-
Notifications
You must be signed in to change notification settings - Fork 17
Description
I'm struggling to put together the concepts you've laid out well in the docs into a solution where I can stream in some JSON, update some values, and stream it out.
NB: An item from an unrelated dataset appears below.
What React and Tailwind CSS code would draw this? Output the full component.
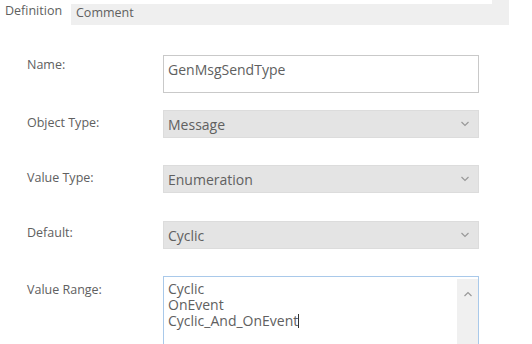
import React from "react";

const font = { fontFamily: '"Open Sans", "Noto Sans", sans-serif' };

const Chevron = ({ up = false }) => (
  <svg width="10" height="6" viewBox="0 0 10 6" className="text-[#999]">
    <path
      d={up ? "M1.5 5 L5 1.5 L8.5 5" : "M1.5 1 L5 4.5 L8.5 1"}
      fill="none"
      stroke="currentColor"
      strokeWidth="1.2"
    />
  </svg>
);

const Select = ({ value }) => (
  <div className="w-[316px] h-[28px] bg-[#e4e4e4] border border-[#dcdcdc] flex items-center justify-between pl-[4px] pr-[8px] text-[14px] text-[#606060]">
    <span>{value}</span>
    <Chevron />
  </div>
);

const Row = ({ label, labelPad, children, className = "" }) => (
  <div className={`flex items-start ${className}`}>
    <div
      className="w-[163px] pl-[27px] text-[12.5px] text-[#606060]"
      style={{ paddingTop: labelPad }}
    >
      {label}
    </div>
    {children}
  </div>
);

export default function App() {
  return (
    <div
      className="w-[532px] h-[344px] bg-white overflow-hidden text-[#606060]"
      style={font}
    >
      {/* TABS */}
      <div className="flex h-[25px]">
        <div className="w-[71px] pl-[5px] pt-[2px] text-[12.5px] text-[#606060]">
          Definition
        </div>
        <div className="w-[438px] flex flex-col">
          <div className="h-[4px] flex">
            <div className="flex-1 bg-white" />
            <div className="w-[17px] bg-[#efefef]" />
          </div>
          <div className="flex-1 bg-[#efefef] pl-[5px] text-[12.5px] leading-[18px] text-[#606060]">
            Comment
          </div>
        </div>
      </div>

      {/* FORM */}
      <div className="flex flex-col">
        <Row label="Name:" labelPad={31}>
          <div className="mt-[30px] w-[316px] h-[38px] border border-[#c9c9c9] bg-white pl-[4px] pt-[3px] text-[14px] text-[#606060]">
            GenMsgSendType
          </div>
        </Row>

        <Row label="Object Type:" labelPad={4} className="mt-[17px]">
          <Select value="Message" />
        </Row>

        <Row label="Value Type:" labelPad={4} className="mt-[27px]">
          <Select value="Enumeration" />
        </Row>

        <Row label="Default:" labelPad={3} className="mt-[28px]">
          <Select value="Cyclic" />
        </Row>

        <Row label="Value Range:" labelPad={5} className="mt-[27px]">
          <div className="w-[316px] h-[80px] border border-[#a9c9ea] bg-white flex">
            <div className="flex-1 pl-[4px] pt-[4px] text-[14px] leading-[16px] text-[#606060]">
              <div>Cyclic</div>
              <div>OnEvent</div>
              <div className="flex items-center">
                Cyclic_And_OnEvent
                <span className="inline-block w-px h-[14px] bg-[#333]" />
              </div>
            </div>
            <div className="w-[21px] mt-[2px] bg-[#f0f0f0] flex justify-center pt-[12px]">
              <Chevron up />
            </div>
          </div>
        </Row>
      </div>
    </div>
  );
}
I have this toy example JSON:
{
"0": {"foo": "bar"},
"1": {"foo": "bar"},
"2": {"foo": "bar"},
"3": {"foo": "bar"},
"4": {"foo": "bar"},
"5": {"foo": "bar"},
"6": {"foo": "bar"},
"7": {"foo": "bar"},
"8": {"foo": "bar"},
"9": {"foo": "bar"}
}where I want to update the value for every odd (int-ified) key to {"foo": "BAR"}:
{
"0": {"foo": "bar"},
"1": {"foo": "BAR"},
"2": {"foo": "bar"},
"3": {"foo": "BAR"},
"4": {"foo": "bar"},
"5": {"foo": "BAR"},
"6": {"foo": "bar"},
"7": {"foo": "BAR"},
"8": {"foo": "bar"},
"9": {"foo": "BAR"}
}The only I thing I've made work is:
@streamable_dict
def update(data):
for key, value in data.items():
if int(key) % 2 == 1:
value = {"foo": "BAR"}
else:
value = dict(value)
yield key, value
with open("input.json") as f_in:
data = json_stream.load(f_in, persistent=True)
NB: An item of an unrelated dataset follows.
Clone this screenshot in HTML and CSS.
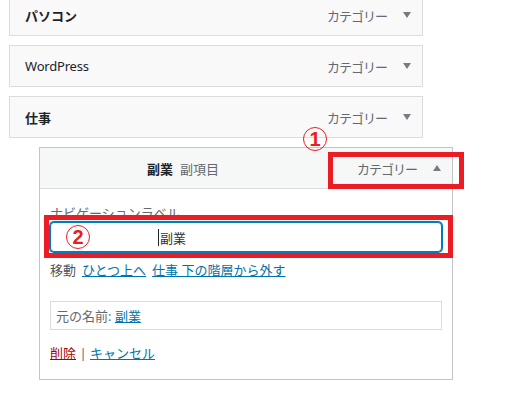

updated_data = update(data)
with open("output.json", "w") as f_out:
json.dump(updated_data, f_out, indent=1)But I have to use persistent=True to make that work and that uses 2X more memory over the standard lib's load and dump functions.
I've looked at the Encoding json-stream objects section, but cannot figure out what it'd take to make either json-stream's default function or JSONStreamEncoder class work for me. I've also tried to figure out if the visitor pattern is applicable.
Generally, my stumbling block seems to be getting the worker/procesor in between json-stream's decoder and standar lib's encoder.
Do you have a concrete example of doing a "streaming transform" of some JSON?